Always, always check your links before tweeting. This is especially important for those of us who keep tweets to recycle, either in a text or Excel file or from our liking/favoriting. You could stop reading at this point and still dramatically improve your tweeting.

2. Shorten the link.

For the reason above, shortened links are easier to copy and paste, etc. Also, sites like bitly.com give you statistics for your links if that’s what gets your engine running. There’s some debate about this so I won’t push it too heavily. That said, unless it’s a photo on Twitter, I shorten the link.

Bitly’s analytics show how many times a link was clicked on. For those un-clicked links, I sometimes tweet it again, maybe with a different headline.

3. Rewrite it.

Let’s face it.
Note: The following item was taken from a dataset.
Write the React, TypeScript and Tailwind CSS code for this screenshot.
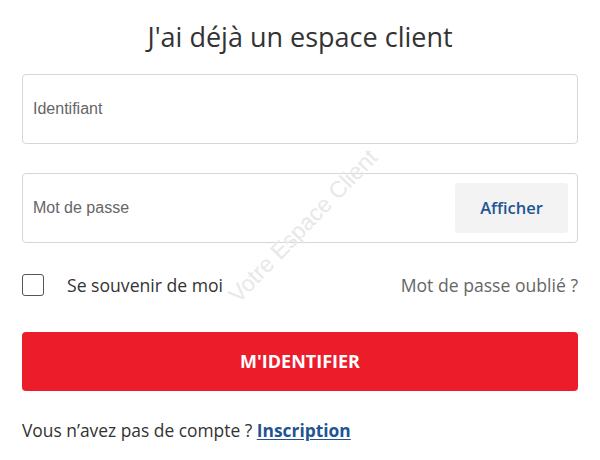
import React, { useState } from 'react';

export default function App() {
  const [login, setLogin] = useState('');
  const [password, setPassword] = useState('');
  const [showPassword, setShowPassword] = useState(false);
  const [remember, setRemember] = useState(false);

  return (
    <div className="relative w-[600px] h-[460px] bg-white overflow-hidden font-['Open_Sans',sans-serif] text-[#333]">
      <div className="px-[22px] pt-[18px]">
        <h2 className="text-center text-[27px] leading-[38px] text-[#333]">J'ai déjà un espace client</h2>

        <div className="mt-[18px] h-[70px] border border-[#d6d6d6] rounded-[4px] flex items-center px-[10px]">
          <input
            type="text"
            value={login}
            onChange={e => setLogin(e.target.value)}
            placeholder="Identifiant"
            className="w-full bg-transparent font-['Liberation_Sans',sans-serif] text-[16px] text-[#333] placeholder:text-[#666] focus:outline-none"
          />
        </div>

        <div className="mt-[29px] h-[70px] border border-[#d6d6d6] rounded-[4px] flex items-center pl-[10px] pr-[9px]">
          <input
            type={showPassword ? 'text' : 'password'}
            value={password}
            onChange={e => setPassword(e.target.value)}
            placeholder="Mot de passe"
            className="flex-1 bg-transparent font-['Liberation_Sans',sans-serif] text-[16px] text-[#333] placeholder:text-[#666] focus:outline-none"
          />
          <button
            type="button"
            onClick={() => setShowPassword(!showPassword)}
            className="w-[113px] h-[50px] bg-[#f3f3f3] rounded-[3px] text-[#1f5593] text-[16.5px] font-semibold"
          >
            {showPassword ? 'Masquer' : 'Afficher'}
          </button>
        </div>

        <div className="mt-[30px] flex items-center justify-between h-[24px]">
          <label className="flex items-center gap-[23px] cursor-pointer">
            <span
              onClick={() => setRemember(!remember)}
              className="w-[22px] h-[22px] border border-[#555] rounded-[3px] flex items-center justify-center"
            >
              {remember && <span className="text-[14px] leading-none">✓</span>}
            </span>
            <span className="text-[17.6px] text-[#333]">Se souvenir de moi</span>
          </label>
          <a className="text-[17.6px] text-[#666]">Mot de passe oublié ?</a>
        </div>

        <button className="mt-[35px] w-full h-[59px] bg-[#ed1c2b] rounded-[4px] text-white text-[18px] font-bold">
          M'IDENTIFIER
        </button>

        <p className="mt-[26px] text-[17.4px] text-[#333]">
          Vous n’avez pas de compte ? <a className="text-[#1f5593] font-bold underline underline-offset-2">Inscription</a>
        </p>
      </div>

      <div className="absolute left-[303px] top-[226px] -translate-x-1/2 -translate-y-1/2 -rotate-[46deg] whitespace-nowrap font-['Liberation_Sans',sans-serif] text-[23px] text-[#e8e8e8] pointer-events-none select-none">
        Votre Espace Client
      </div>
    </div>
  );
}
Not all of us are the best copywriters. If you want to write better headlines, Copyblogger is your go-to source. Check out “How to Write Headlines That Work.” More often than not, I find a sentence in the article that appeals to me and I tweet that as a quote instead. Here’s an example from yesterday:

Tweeting quotes from an article, even if they’re your own, is a good strategy if you want to repeatedly tweet out an article but don’t want your Twitter timeline to look spammy. You’re welcome.

4. Give credit.

If you read it on Facebook from your friend who you know is on Twitter, give them a hat tip at least (h/t @username at the end of the tweet). If you read it from Mashable do the same (via @Mashable). We don’t always find things on our own, giving credit shows you are humble and generous at the same time.

In the spirit of giving credit, this blog post was inspired from discussions and brainstorming with my good friend Carol Stephen. Follow her on Twitter at @Carol_Stephen.

5. The Two-Step or Hop, Skip, and a Jump Link.

Have you ever clicked on a link that takes to you a site with only a teaser paragraph? Then it says “read the story here” with another link, so you have to click again and wait for the page to load, click away pop-ups — all just to read the story. That doesn’t even mention the hoops you have to jump through on your mobile device. It drives me crazy.

After I play link hopscotch a few times, I start ignoring their tweets entirely. I realize there are financial reasons why people do this, but as a user it’s beyond annoying. Are you really making enough money off of the affiliate link to justify the inconvenience and frustration to your audience?

The same goes for paywall sites. I don’t subscribe to Financial Times, yet I see their links tweeted often.  Either check the link to make sure all of the articles can be read by your audience before you tweet or tweet it with #Paywall at the end as a warning. Our local paper went to the paywall model a while back. Not only do I never read it now, but I refuse to retweet any links from them. (I often wonder how many clicks they’ve lost because of the paywall.)

6. [Your Idea Here]

Have you had trouble with links? Do you delete tweets with broken links? Leave your Tip #6 in the comments below.


2 responses to “Tweeting with Links – Best Practices”

  1. This is such a good article that I had to comment before I’d even finished reading it!

    Because this: “Tweeting quotes from an article, even if they’re your own, is a good strategy if you want to repeatedly tweet out an article but don’t want your Twitter timeline to look spammy.” YES!

    And giving credit? Yes again! Giving friends a hat tip lets them feel important, too. You’re so considerate that way!

    Here’s another one that drives me crazy: you click on a link, click again to “read more,” then it’s a slideshow, so you have to click a third, fourth, fifth and ten-thousandth time! Usually if I see it’s a slideshow, it’d better be really good for me to click all the way through, and usually I click away. Not very good ROI for them, and pretty inconsiderate to an audience.

    Thanks again for this wonderful post!

  2. You are so great to comment! Thank you.